From the listing below, pull out every line where the string "components" appears.
—————
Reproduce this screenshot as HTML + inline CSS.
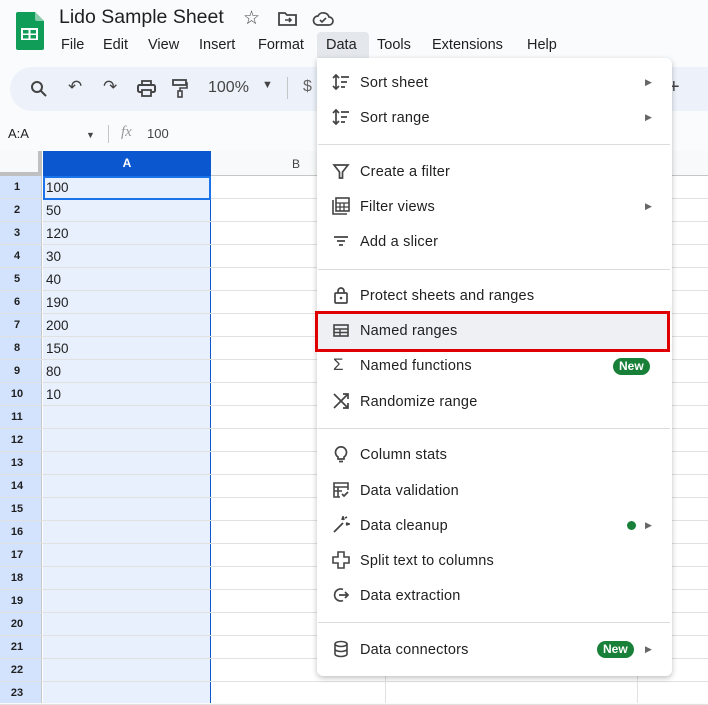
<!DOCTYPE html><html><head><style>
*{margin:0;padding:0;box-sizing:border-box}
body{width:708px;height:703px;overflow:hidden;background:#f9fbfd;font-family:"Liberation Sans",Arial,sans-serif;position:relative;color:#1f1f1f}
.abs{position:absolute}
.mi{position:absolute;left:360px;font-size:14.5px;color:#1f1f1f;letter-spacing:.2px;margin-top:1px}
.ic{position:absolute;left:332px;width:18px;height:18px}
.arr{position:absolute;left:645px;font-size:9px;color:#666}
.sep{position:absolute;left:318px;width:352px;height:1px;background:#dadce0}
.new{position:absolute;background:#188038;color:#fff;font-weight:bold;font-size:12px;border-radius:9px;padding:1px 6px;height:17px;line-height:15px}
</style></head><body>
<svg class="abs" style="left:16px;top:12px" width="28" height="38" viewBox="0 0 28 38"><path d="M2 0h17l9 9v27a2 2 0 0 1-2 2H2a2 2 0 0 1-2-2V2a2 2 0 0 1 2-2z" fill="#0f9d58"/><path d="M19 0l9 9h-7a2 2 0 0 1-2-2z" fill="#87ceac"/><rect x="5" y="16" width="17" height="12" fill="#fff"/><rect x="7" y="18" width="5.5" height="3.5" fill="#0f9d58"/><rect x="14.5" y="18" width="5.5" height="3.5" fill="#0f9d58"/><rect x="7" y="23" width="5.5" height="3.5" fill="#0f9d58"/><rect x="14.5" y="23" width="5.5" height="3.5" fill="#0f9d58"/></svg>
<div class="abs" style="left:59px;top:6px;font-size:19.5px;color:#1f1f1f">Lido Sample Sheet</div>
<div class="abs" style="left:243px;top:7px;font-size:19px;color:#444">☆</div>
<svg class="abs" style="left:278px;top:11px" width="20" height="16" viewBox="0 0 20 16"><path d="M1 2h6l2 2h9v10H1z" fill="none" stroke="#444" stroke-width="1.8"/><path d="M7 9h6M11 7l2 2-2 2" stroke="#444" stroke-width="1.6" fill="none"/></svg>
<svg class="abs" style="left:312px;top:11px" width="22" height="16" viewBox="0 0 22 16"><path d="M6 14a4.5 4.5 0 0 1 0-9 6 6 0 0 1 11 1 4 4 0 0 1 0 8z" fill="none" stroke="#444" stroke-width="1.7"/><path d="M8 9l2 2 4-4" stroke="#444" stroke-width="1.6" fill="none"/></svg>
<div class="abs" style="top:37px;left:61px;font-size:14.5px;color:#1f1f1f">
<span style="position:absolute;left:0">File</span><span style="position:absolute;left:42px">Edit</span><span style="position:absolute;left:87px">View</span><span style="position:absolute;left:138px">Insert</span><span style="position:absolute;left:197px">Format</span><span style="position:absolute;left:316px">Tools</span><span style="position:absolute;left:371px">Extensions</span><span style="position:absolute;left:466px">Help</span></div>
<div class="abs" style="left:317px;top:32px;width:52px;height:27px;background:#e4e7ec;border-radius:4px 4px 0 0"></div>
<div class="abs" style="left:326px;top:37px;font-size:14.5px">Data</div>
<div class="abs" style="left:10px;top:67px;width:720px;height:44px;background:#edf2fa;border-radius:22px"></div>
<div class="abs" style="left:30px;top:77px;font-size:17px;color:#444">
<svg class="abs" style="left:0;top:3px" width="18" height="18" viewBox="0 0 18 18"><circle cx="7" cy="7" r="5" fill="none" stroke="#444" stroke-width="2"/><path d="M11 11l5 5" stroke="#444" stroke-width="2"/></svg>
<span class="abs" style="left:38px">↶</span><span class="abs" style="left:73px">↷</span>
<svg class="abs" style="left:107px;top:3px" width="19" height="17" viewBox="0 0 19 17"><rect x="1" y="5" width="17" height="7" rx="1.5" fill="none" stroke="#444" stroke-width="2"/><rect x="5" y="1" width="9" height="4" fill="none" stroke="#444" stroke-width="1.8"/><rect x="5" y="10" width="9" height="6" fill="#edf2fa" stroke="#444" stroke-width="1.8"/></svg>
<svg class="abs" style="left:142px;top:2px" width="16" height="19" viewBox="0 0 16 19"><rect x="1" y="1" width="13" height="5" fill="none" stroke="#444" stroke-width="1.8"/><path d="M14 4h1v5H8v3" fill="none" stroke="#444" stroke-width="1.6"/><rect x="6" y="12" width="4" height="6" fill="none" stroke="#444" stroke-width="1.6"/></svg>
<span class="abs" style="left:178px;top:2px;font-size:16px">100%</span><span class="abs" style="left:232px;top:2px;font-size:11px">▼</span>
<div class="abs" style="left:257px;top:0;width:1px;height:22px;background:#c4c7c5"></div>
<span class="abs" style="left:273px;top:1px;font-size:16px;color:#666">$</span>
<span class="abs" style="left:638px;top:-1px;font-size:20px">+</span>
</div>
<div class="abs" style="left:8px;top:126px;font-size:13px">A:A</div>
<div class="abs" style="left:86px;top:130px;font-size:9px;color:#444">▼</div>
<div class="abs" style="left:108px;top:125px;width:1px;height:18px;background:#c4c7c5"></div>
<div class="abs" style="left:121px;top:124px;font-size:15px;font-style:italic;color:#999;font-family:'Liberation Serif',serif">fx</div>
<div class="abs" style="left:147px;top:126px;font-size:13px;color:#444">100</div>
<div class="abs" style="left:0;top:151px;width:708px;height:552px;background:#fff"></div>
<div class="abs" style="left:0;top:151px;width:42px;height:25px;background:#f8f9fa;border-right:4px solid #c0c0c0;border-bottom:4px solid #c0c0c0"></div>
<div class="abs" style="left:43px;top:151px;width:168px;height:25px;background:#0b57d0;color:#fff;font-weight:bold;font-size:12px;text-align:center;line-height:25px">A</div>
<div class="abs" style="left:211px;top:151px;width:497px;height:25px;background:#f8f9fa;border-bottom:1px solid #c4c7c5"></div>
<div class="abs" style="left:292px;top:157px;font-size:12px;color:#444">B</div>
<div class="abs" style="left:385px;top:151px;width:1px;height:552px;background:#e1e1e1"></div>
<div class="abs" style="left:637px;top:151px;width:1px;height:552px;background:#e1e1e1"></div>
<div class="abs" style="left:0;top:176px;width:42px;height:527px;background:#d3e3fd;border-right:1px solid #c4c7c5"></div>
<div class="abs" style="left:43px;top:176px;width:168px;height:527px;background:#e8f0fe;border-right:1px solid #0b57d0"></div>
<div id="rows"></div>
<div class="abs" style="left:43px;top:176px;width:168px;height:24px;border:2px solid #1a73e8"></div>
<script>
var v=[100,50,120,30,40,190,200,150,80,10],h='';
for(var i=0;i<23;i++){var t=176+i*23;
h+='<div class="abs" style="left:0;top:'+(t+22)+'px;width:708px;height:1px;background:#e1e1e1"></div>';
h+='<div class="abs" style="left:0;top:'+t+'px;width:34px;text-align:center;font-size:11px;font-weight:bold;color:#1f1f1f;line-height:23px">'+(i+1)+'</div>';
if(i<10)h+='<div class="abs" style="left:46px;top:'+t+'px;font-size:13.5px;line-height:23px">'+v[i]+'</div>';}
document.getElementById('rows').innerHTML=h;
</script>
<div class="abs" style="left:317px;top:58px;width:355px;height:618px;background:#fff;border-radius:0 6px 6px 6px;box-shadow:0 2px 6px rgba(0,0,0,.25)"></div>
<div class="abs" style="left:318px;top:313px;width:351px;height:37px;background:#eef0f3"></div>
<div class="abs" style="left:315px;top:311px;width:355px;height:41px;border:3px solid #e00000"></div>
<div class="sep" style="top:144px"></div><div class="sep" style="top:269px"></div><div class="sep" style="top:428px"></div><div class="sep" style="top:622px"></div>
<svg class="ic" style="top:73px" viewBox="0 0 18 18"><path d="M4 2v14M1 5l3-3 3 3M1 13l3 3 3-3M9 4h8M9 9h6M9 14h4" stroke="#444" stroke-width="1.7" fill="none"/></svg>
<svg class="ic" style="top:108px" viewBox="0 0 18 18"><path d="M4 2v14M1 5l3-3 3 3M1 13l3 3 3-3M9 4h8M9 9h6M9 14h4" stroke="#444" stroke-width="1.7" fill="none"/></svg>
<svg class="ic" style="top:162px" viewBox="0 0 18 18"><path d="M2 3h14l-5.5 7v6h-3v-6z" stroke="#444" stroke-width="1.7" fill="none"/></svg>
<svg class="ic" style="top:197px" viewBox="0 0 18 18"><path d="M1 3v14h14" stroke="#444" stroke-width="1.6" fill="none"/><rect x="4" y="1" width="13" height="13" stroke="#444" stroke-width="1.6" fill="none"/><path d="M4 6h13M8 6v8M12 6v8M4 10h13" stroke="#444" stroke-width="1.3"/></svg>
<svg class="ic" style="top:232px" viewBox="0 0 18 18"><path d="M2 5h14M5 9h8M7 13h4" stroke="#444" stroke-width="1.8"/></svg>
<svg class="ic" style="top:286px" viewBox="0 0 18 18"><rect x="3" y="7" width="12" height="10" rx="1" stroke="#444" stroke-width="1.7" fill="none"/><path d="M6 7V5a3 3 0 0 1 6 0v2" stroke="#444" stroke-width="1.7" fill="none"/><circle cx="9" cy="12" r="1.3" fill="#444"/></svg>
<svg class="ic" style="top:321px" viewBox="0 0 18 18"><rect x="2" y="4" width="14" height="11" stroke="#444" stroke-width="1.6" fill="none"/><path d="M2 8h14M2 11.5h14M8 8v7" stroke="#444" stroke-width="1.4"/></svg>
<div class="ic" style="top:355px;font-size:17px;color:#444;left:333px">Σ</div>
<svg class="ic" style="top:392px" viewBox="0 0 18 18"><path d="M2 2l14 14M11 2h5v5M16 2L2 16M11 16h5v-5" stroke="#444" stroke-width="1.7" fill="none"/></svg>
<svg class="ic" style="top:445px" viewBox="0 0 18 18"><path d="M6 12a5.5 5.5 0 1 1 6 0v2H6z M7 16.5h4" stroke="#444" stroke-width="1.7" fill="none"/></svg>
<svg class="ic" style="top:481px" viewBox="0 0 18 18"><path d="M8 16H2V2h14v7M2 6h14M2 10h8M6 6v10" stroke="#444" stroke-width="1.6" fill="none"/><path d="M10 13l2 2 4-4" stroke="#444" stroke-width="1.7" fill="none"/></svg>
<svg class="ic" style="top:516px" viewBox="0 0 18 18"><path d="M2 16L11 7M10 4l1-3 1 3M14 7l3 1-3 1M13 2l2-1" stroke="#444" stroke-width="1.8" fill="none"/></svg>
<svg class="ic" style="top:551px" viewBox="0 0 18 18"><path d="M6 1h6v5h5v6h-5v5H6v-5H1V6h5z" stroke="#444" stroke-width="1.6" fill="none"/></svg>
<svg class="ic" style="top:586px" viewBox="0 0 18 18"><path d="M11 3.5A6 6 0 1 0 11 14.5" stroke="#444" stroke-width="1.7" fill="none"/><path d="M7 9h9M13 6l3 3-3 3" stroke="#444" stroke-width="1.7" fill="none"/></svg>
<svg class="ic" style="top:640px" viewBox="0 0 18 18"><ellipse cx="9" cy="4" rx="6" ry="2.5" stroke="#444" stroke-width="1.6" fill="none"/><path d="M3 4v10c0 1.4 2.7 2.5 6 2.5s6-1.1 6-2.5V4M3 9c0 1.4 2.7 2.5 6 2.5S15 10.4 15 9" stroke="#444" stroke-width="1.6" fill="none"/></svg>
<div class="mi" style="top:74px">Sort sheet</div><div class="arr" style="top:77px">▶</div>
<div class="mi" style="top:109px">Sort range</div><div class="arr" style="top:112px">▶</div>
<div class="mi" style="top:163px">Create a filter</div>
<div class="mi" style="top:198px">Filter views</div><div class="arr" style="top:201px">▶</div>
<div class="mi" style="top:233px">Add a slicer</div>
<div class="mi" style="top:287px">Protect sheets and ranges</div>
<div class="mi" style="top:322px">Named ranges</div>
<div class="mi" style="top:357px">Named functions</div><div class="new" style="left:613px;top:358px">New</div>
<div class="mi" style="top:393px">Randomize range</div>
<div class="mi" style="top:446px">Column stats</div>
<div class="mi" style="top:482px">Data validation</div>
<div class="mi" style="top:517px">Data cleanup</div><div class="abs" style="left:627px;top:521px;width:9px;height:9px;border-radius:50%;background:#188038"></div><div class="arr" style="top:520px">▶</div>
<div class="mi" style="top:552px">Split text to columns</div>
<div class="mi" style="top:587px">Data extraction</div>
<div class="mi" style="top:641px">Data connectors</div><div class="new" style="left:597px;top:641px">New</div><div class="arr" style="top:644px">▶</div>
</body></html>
—————
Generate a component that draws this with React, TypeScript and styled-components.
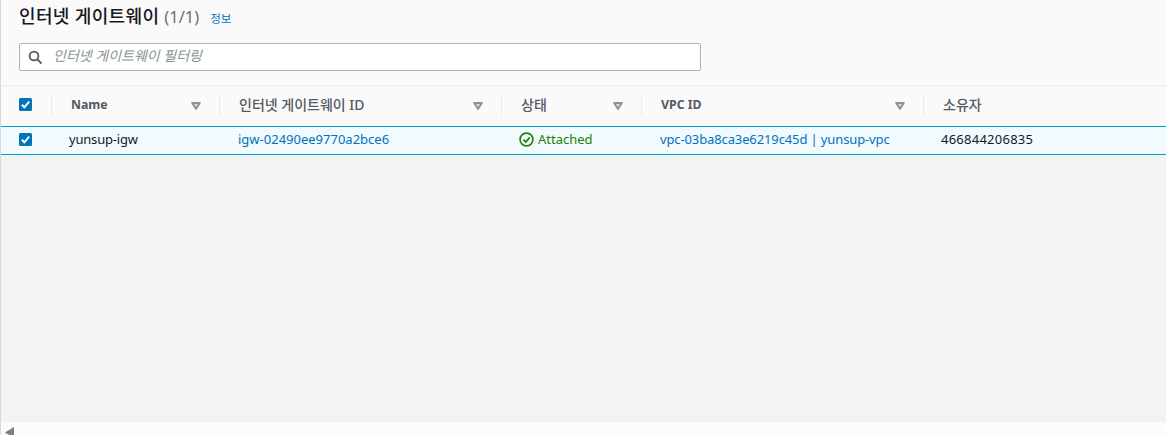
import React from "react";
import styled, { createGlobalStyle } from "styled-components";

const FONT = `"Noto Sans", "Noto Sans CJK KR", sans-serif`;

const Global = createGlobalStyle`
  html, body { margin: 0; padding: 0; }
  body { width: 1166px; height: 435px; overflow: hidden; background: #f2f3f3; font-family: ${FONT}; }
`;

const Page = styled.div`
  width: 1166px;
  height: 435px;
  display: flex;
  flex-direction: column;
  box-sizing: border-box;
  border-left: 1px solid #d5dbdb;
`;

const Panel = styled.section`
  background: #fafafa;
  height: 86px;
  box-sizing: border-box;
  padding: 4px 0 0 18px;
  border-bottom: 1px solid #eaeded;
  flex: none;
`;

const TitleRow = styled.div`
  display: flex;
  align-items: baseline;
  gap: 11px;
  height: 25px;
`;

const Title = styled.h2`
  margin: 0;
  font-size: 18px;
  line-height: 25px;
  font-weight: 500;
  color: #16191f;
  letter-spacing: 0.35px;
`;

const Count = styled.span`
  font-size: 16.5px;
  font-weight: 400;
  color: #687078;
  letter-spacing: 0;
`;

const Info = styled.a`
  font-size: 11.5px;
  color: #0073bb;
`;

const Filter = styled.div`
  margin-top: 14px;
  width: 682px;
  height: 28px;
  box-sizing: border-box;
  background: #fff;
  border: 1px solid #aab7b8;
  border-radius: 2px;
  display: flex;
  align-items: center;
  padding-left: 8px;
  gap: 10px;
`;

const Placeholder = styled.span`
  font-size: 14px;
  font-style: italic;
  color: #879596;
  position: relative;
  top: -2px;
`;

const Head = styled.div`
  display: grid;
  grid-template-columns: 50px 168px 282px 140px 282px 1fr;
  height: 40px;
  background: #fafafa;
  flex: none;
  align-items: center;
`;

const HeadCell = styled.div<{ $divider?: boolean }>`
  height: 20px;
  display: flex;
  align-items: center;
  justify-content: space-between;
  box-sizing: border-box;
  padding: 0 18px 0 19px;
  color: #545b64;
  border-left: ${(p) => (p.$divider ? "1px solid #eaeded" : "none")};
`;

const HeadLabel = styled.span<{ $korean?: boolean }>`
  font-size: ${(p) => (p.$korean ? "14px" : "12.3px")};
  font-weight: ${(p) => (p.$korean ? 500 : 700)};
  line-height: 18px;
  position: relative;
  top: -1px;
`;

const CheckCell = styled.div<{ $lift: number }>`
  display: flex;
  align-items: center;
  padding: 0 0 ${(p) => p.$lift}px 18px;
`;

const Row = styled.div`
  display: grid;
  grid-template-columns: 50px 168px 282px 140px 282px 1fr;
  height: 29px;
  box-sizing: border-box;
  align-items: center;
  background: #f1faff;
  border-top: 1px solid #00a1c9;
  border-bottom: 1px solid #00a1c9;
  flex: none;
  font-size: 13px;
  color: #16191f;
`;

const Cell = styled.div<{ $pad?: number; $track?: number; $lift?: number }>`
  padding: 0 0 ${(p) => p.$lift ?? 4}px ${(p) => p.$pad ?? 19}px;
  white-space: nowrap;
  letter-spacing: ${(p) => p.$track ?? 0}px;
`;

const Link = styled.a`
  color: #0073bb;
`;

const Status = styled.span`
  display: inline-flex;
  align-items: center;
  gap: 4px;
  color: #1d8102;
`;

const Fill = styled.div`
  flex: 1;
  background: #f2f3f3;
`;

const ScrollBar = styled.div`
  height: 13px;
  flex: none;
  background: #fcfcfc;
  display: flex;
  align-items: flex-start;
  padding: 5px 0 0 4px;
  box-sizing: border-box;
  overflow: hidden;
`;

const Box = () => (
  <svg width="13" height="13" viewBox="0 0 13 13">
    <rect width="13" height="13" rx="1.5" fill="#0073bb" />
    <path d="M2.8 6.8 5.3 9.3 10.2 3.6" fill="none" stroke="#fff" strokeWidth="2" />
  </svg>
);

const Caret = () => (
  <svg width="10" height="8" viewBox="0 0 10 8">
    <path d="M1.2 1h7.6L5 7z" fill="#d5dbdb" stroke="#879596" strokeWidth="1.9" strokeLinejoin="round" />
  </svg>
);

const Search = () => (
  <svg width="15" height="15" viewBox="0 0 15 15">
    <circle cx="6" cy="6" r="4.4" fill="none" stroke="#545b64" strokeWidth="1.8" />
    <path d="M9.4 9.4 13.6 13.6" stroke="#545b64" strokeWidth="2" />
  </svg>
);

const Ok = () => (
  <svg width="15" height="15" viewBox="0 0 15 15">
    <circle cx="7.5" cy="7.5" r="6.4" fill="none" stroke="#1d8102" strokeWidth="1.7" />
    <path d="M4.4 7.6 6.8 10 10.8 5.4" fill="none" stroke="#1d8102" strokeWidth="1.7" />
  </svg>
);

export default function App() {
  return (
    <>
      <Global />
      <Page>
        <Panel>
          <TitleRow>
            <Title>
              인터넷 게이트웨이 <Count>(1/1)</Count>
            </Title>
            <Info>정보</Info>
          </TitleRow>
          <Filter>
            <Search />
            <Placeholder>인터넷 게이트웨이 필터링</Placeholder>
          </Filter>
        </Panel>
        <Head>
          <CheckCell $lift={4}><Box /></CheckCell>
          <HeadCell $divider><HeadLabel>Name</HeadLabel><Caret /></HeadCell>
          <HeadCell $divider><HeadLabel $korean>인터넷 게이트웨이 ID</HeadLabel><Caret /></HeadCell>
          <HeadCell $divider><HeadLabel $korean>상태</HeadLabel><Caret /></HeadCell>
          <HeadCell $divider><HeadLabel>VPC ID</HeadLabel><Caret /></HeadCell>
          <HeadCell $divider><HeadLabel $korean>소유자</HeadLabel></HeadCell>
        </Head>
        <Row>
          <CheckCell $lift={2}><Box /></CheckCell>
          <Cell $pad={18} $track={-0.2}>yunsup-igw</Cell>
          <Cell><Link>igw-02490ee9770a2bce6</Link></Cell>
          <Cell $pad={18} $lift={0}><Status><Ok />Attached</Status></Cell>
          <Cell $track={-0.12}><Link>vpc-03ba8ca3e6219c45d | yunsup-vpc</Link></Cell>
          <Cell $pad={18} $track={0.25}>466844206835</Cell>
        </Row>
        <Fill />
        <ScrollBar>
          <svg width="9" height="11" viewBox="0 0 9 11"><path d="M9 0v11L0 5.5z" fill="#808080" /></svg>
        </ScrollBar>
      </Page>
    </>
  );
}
—————
** Result for this task **
Generate a component that draws this with React, TypeScript and styled-components.
import styled, { createGlobalStyle } from "styled-components";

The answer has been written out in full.